Federal Court Rules Professors Can Be Punished for Disruptive or Uncollegial Speech

In my new book, The Indispensable Right: Free Speech in an Age of Rage, and a recent academic work, I discuss a new rationale being used by administrators to punish free speech: threatening academic collegiality or campus tranquility. I was discussing the Fourth Circuit case of Porter v. Board of Trustees of North Carolina State Universitywhich was unfortunately not reviewed by the Supreme Court. Now, as feared, it is being replicated by the Sixth Circuit in Gruber v. Tenn. Tech. Bd. of Trustees.  The result is a new and serious threat to free speech in higher education to curtail speech where it would be “likely to cause disruption” or undermine the “fostering [of] a collegial educational environment.”

The Porter case involved the targeting of a conservative faculty member who opposed diversity views. Given the purging of conservative professors from faculties and the intolerance on our campuses, the use of collegiality to justify disciplinary action is likely to fall more heavily on the dwindling number of conservatives.

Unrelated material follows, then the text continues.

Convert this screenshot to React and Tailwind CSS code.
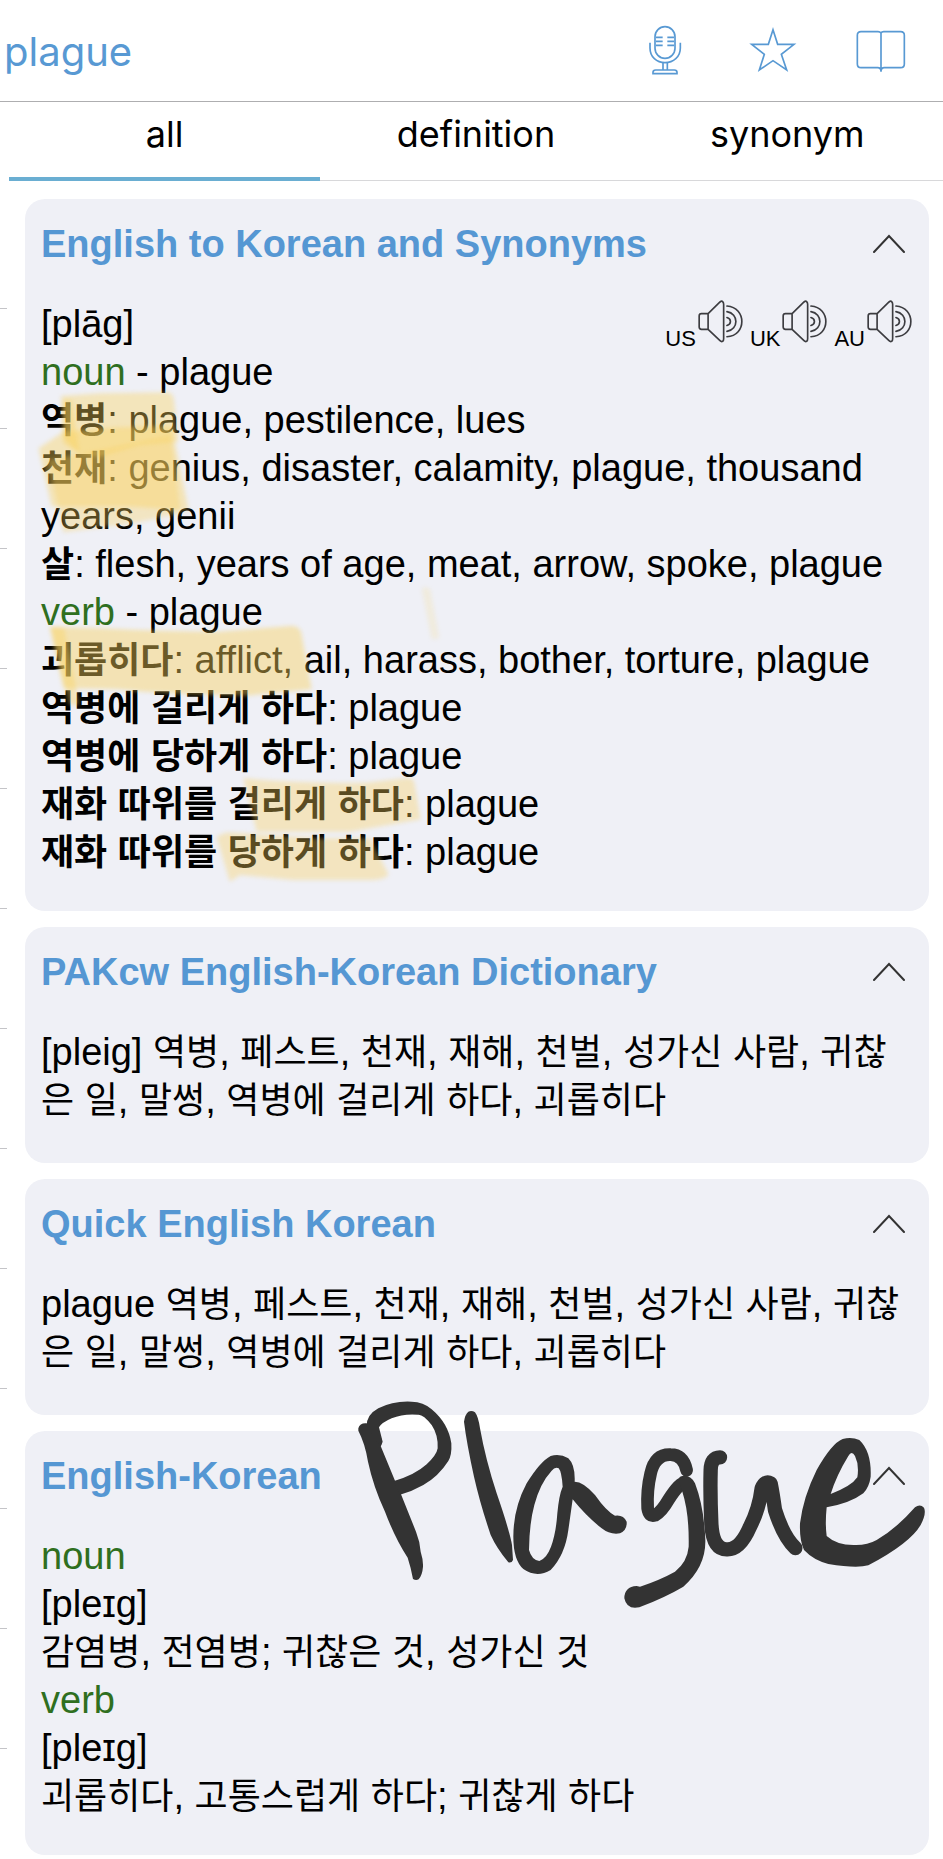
import React, { useState } from 'react';

const tabs = ['all', 'definition', 'synonym'];
const accents = ['US', 'UK', 'AU'];
const ticks = Array.from({ length: 13 }, (_, i) => i);

// Hangul runs get their own font so they sit evenly next to the latin text
function Mixed({ text }) {
  return text.split(/([\uAC00-\uD7A3]+)/).map((part, i) =>
    i % 2 === 1 ? (
      <span key={i} className="font-['Noto_Sans_CJK_KR',sans-serif] text-4xl leading-none">{part}</span>
    ) : (
      part
    )
  );
}

function Pos({ children }) {
  return <span className="text-[#2f6f1f]">{children}</span>;
}

function Entry({ word, children }) {
  return (
    <p>
      <span className="font-bold"><Mixed text={word} /></span>: {children}
    </p>
  );
}

function MicIcon() {
  return (
    <svg viewBox="504 74 150 150" className="w-[50px] h-[50px]" fill="none" stroke="#5899d3" strokeWidth="5">
      <rect x="549" y="79" width="60" height="95" rx="30" />
      <path d="M552 111h20M552 123h20M552 135h20M586 111h20M586 123h20M586 135h20" />
      <path d="M534 127v16c0 27 20 44 45 44s46-17 46-44v-16" />
      <path d="M573 187v22M586 187v22" />
      <path d="M543 220v-4q0-7 8-7h56q8 0 8 7v4z" />
    </svg>
  );
}

function StarIcon() {
  return (
    <svg viewBox="828 74 150 150" className="w-[50px] h-[50px]" fill="none" stroke="#5899d3" strokeWidth="5">
      <path d="M903 88L917 132L966 132L928 162L944 209L903 181L862 209L877 162L839 132L889 132Z" />
    </svg>
  );
}

function BookIcon() {
  return (
    <svg viewBox="1153 74 150 150" className="w-[50px] h-[50px]" fill="none" stroke="#5899d3" strokeWidth="5">
      <path d="M1228 98q-3-4-9-4h-51q-11 0-11 11v86q0 11 11 11h50q10 0 10 12q0-12 10-12h49q11 0 11-11v-86q0-11-11-11h-51q-6 0-8 4zV214" />
    </svg>
  );
}

function SpeakerIcon() {
  return (
    <svg viewBox="676 334 138 130" className="w-[46px] h-[43px]" fill="none" stroke="#3c3c40" strokeWidth="5" strokeLinecap="round">
      <path d="M706 375h-20q-7 0-7 7v34q0 7 7 7h20zM706 375l36-35q5-4 8-1q3 3 3 8v104q0 6-3 8q-4 2-8-2l-36-34" />
      <path d="M763 387c14 4 14 20 0 24M763 369c36 6 36 54 0 60M763 352c60 4 60 90 0 93" />
    </svg>
  );
}

// marker strokes laid over the first card
function Highlights() {
  return (
    <svg
      aria-hidden="true"
      viewBox="75 27 2712 2136"
      className="absolute left-0 top-0 w-[904px] h-[712px] pointer-events-none"
      fill="#f9d15d"
    >
      <defs>
        <filter id="soft" colorInterpolationFilters="sRGB">
          <feGaussianBlur stdDeviation="6" />
        </filter>
      </defs>
      <g filter="url(#soft)">
        <path fillOpacity=".38" d="M183 618L300 610L505 607Q522 612 523 640L535 755L420 765L300 800L235 790L190 740Z" />
        <path fillOpacity=".4" d="M190 630L215 630L238 790L190 760Z" />
        <path fillOpacity=".4" d="M116 775L190 725L350 712L515 708L566 962L400 950L155 950Z" />
        <path fillOpacity=".34" d="M145 810L300 780L512 735L542 970L400 1000L190 1027Z" />
        <path fillOpacity=".43" d="M150 1310L300 1315Q500 1325 650 1325L870 1308Q895 1306 903 1325L935 1498L740 1517Q480 1512 350 1498L190 1495Z" />
        <path fillOpacity=".4" d="M150 1310L192 1312L238 1545L208 1545Z" />
        <path fillOpacity=".16" d="M1265 1195Q1278 1190 1290 1196L1318 1345L1295 1348Z" />
        <path fillOpacity=".36" d="M730 1765Q900 1782 1100 1778L1225 1763Q1240 1765 1243 1778L1262 1888L1050 1925L770 1925Z" />
        <path fillOpacity=".36" d="M650 1942Q670 1925 700 1928L960 1945L1110 1945L1165 2052Q1160 2070 1100 2070L880 2070L720 2055L690 2075Z" />
      </g>
    </svg>
  );
}

// pen doodle running over the last two cards
function PenNote() {
  return (
    <svg
      role="img"
      aria-label="handwritten note"
      viewBox="30 45 1740 675"
      className="absolute left-[325px] -top-9 w-[580px] h-[225px] pointer-events-none"
      fill="#333"
    >
      <path d="M55 145Q60 128 80 130L122 170Q128 185 122 198L165 302L183 343L228 455Q240 485 242 515Q250 540 249 560Q247 585 236 598Q228 603 219 597Q212 560 203 533Q165 475 135 395Q100 320 84 245Q75 190 55 152Z" />
      <path d="M80 140Q78 105 115 85Q160 62 215 65Q250 65 275 88Q325 130 334 190Q336 225 325 243Q295 290 250 315Q215 335 180 344L160 304Q225 285 260 253Q290 225 293 205Q295 165 275 135Q250 103 235 104Q190 100 155 115Q125 128 117 142L128 185L122 200L80 140Z" />
      <path d="M372 125Q375 103 385 95Q395 90 405 97Q415 110 420 145Q437 240 470 340Q508 450 516 495L519 540Q515 550 505 547Q470 505 452 465Q420 370 402 290Q380 190 372 125Z" />
      <path
        fillRule="evenodd"
        d="M704 305Q706 255 685 235Q660 220 632 228Q600 245 560 310Q520 385 520 470Q520 540 550 567Q590 595 632 570Q675 525 685 450L698 358Q740 410 785 445Q810 465 840 460Q862 450 860 425Q850 403 825 407Q800 395 765 345Q730 305 704 305ZM668 320Q665 275 656 265Q645 260 635 272Q600 310 583 375Q568 430 567 510Q575 540 598 543Q620 535 633 500Q648 460 652 400Q657 345 668 320Z"
      />
      <g transform="translate(780 0)">
        <path
          fill="none"
          stroke="#333"
          strokeWidth="38"
          strokeLinecap="round"
          strokeLinejoin="round"
          d="M260 271Q250 224 212 224Q165 222 152 280Q140 330 143 385Q147 412 165 406Q185 395 205 360Q240 305 256 308"
        />
        <path d="M240 290Q270 280 285 310Q312 380 316 480Q318 560 250 620Q200 650 118 682Q80 690 73 655Q73 620 110 618L120 620Q180 600 225 575Q262 545 266 500Q268 400 247 335L235 300Z" />
        <path
          fill="none"
          stroke="#333"
          strokeWidth="43"
          strokeLinecap="round"
          strokeLinejoin="round"
          d="M360 232Q333 232 332 270Q330 340 334 430Q338 508 380 508Q420 510 450 440Q478 385 485 325Q495 300 512 310Q518 340 525 390Q550 470 586 504"
        />
        <path
          fillRule="evenodd"
          d="M680 382Q675 430 680 468Q710 495 760 495Q800 497 830 480Q890 445 945 382Q960 370 972 383Q980 400 962 435Q930 490 805 556Q770 566 685 552Q640 540 612 510Q598 480 600 430Q610 350 650 270Q695 190 728 177Q755 170 778 180Q815 215 812 290Q808 320 790 340Q750 370 680 382ZM692 342Q710 285 745 228Q755 210 765 228Q778 255 772 292Q755 318 692 342Z"
        />
      </g>
    </svg>
  );
}

function Card({ title, overlay, children }) {
  const [open, setOpen] = useState(true);

  return (
    <section className="relative bg-[#eff0f6] rounded-[20px] pl-4 pr-4 pt-[21px] pb-[35px]">
      <div className="flex items-center justify-between">
        <h2 className="font-bold text-[#5597d3]">{title}</h2>
        <button
          type="button"
          aria-label={"Toggle " + title}
          aria-expanded={open}
          onClick={() => setOpen(!open)}
          className="mr-2"
        >
          <svg viewBox="0 0 32 20" className="w-8 h-5" fill="none" stroke="#333" strokeWidth="2" strokeLinecap="round">
            <path d="M1 18L16 2L31 18" />
          </svg>
        </button>
      </div>
      {open && <div className="mt-8">{children}</div>}
      {overlay}
    </section>
  );
}

function App() {
  const [word, setWord] = useState('plague');
  const [active, setActive] = useState('all');

  return (
    <div className="min-h-screen bg-white text-black overflow-x-hidden font-['Liberation_Sans','Noto_Sans_CJK_KR',sans-serif] text-[38px] leading-[48px]">
      <header className="flex items-center h-[102px] border-b border-[#aeaeb0] pr-2 pb-0.5 font-['Inter',sans-serif]">
        <input
          type="text"
          aria-label="Search word"
          value={word}
          onChange={(e) => setWord(e.target.value)}
          className="flex-1 min-w-0 pl-1 pt-1 text-[40px] text-[#5899d3] bg-transparent outline-none"
        />
        <button type="button" aria-label="Voice search" className="w-[108px] flex justify-center"><MicIcon /></button>
        <button type="button" aria-label="Favorite" className="w-[108px] flex justify-center"><StarIcon /></button>
        <button type="button" aria-label="Dictionaries" className="w-[108px] flex justify-center"><BookIcon /></button>
      </header>

      <nav className="flex pl-[9px] font-['Inter',sans-serif]">
        {tabs.map((tab) => (
          <button
            key={tab}
            type="button"
            onClick={() => setActive(tab)}
            className={
              active === tab
                ? "flex-1 h-[79px] pb-3 text-[36px] border-b-4 border-[#6aaed2]"
                : "flex-1 h-[79px] pb-[15px] text-[36px] border-b border-[#d8d8da]"
            }
          >
            {tab}
          </button>
        ))}
      </nav>

      <div className="flex">
        <div aria-hidden="true" className="w-[7px] h-0 mt-2">
          {ticks.map((t) => (
            <div key={t} className="h-[120px] border-b border-[#c4c4c8]"></div>
          ))}
        </div>

        <main className="flex-1 min-w-0 pl-[18px] pr-[14px] pt-[18px] flex flex-col gap-4">
          <Card title="English to Korean and Synonyms" overlay={<Highlights />}>
            <div className="flex justify-between">
              <p>[plāg]</p>
              <div className="flex gap-1.5 items-start">
                {accents.map((accent) => (
                  <button key={accent} type="button" className="flex items-end gap-0.5 text-[22px] leading-6">
                    <span className="translate-y-2">{accent}</span>
                    <SpeakerIcon />
                  </button>
                ))}
              </div>
            </div>
            <p><Pos>noun</Pos> - plague</p>
            <Entry word="역병">plague, pestilence, lues</Entry>
            <Entry word="천재">genius, disaster, calamity, plague, thousand years, genii</Entry>
            <Entry word="살">flesh, years of age, meat, arrow, spoke, plague</Entry>
            <p><Pos>verb</Pos> - plague</p>
            <Entry word="괴롭히다">afflict, ail, harass, bother, torture, plague</Entry>
            <Entry word="역병에 걸리게 하다">plague</Entry>
            <Entry word="역병에 당하게 하다">plague</Entry>
            <Entry word="재화 따위를 걸리게 하다">plague</Entry>
            <Entry word="재화 따위를 당하게 하다">plague</Entry>
          </Card>

          <Card title="PAKcw English-Korean Dictionary">
            <p className="pb-1">
              <Mixed text="[pleig] 역병, 페스트, 천재, 재해, 천벌, 성가신 사람, 귀찮은 일, 말썽, 역병에 걸리게 하다, 괴롭히다" />
            </p>
          </Card>

          <Card title="Quick English Korean">
            <p className="pb-1">
              <Mixed text="plague 역병, 페스트, 천재, 재해, 천벌, 성가신 사람, 귀찮은 일, 말썽, 역병에 걸리게 하다, 괴롭히다" />
            </p>
          </Card>

          <Card title="English-Korean" overlay={<PenNote />}>
            <p><Pos>noun</Pos></p>
            <p>[pleɪg]</p>
            <p><Mixed text="감염병, 전염병; 귀찮은 것, 성가신 것" /></p>
            <p><Pos>verb</Pos></p>
            <p>[pleɪg]</p>
            <p><Mixed text="괴롭히다, 고통스럽게 하다; 귀찮게 하다" /></p>
          </Card>
        </main>
      </div>
    </div>
  );
}

export default App;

However, Gruber involved professors who spoke out against a conservative colleague. As previously addressed by Keith Whittington, the case involved Professor Andrew Donadio, who serves as the faculty advisor for the local chapter of Turning Point USA at Tennessee Tech University.

Donadio was attacked by Professor Julia Gruber and Instructor Andrew Smith who hold strikingly anti-free speech views that are evident in the flyers that they put up around campus denouncing the “hate and hypocrisy” of “Professor Donadio and Turning Point USA.” In addition to saying that his views are “not welcome at Tennessee Tech,” they declared that there should be “no unity with racists” and that “hate speech is not free speech.”

Gruber and Smith are only the latest examples of academics who reject free speech rights for others, but still demand that their own views be protected. Fortunately for them, the free speech community supports free speech regardless of its inherent merits or the hypocrisy of speakers.

Provost Lori Bruce disciplined Gruber and Smith under Policy 600, requiring faculty members “to conduct themselves fairly, honestly, in good faith, and in accordance with the highest ethical and professional standards.”

As with Porter, the use of a lack of collegiality has long been used against those with unpopular views. I previously wrote:

“The lack of collegiality and professionalism has long been shibboleth for those have sought to block minorities and women from appointments. Many objected to the claims of ‘lack of collegiality’ and bad ‘temperament’ raised against figures like Justice Sotomayor when she was nominated for the Court. Indeed, the American Association of University Professors has stressed that collegiality is often a coded or biased basis for discrimination. It cautioned against this use since, “[i]n the heat of making important academic decisions regarding hiring, promotion, and tenure, it would be easy to confuse collegiality with the expectation that a faculty member display ‘enthusiasm,’ or evince ‘a constructive attitude’ that ‘will foster harmony.’” Indeed, collegiality is commonly defined as being “cooperative,” a virtue that is hard to display when you are a dissenting voice on a matter of intense and passionate debate with your colleagues.”

Nevertheless, Sixth Circuit Judges Richard Griffin, Helene White, and Eric Murphy upheld the lower court decision supporting the university:

When deciding whether the plaintiff engaged in protected activity, we first determine whether the action constitutes speech on a matter of public concern, and if it does, we apply the “Pickering balancing test” to determine whether the plaintiff’s interest in commenting outweighs the defendant’s interest as an employer in promoting the efficiency of the public services it performs through its employees. The balancing test considers the manner, time, and place of the expressive action, and the pertinent considerations include whether the action (1) impairs discipline by superiors or harmony among coworkers, (2) negatively affects close working relationships for which personal loyalty and confidence are necessary, (3) impedes performance of the speaker’s duties or interferes with the employer’s regular operations, and (4) undermines the employer’s mission….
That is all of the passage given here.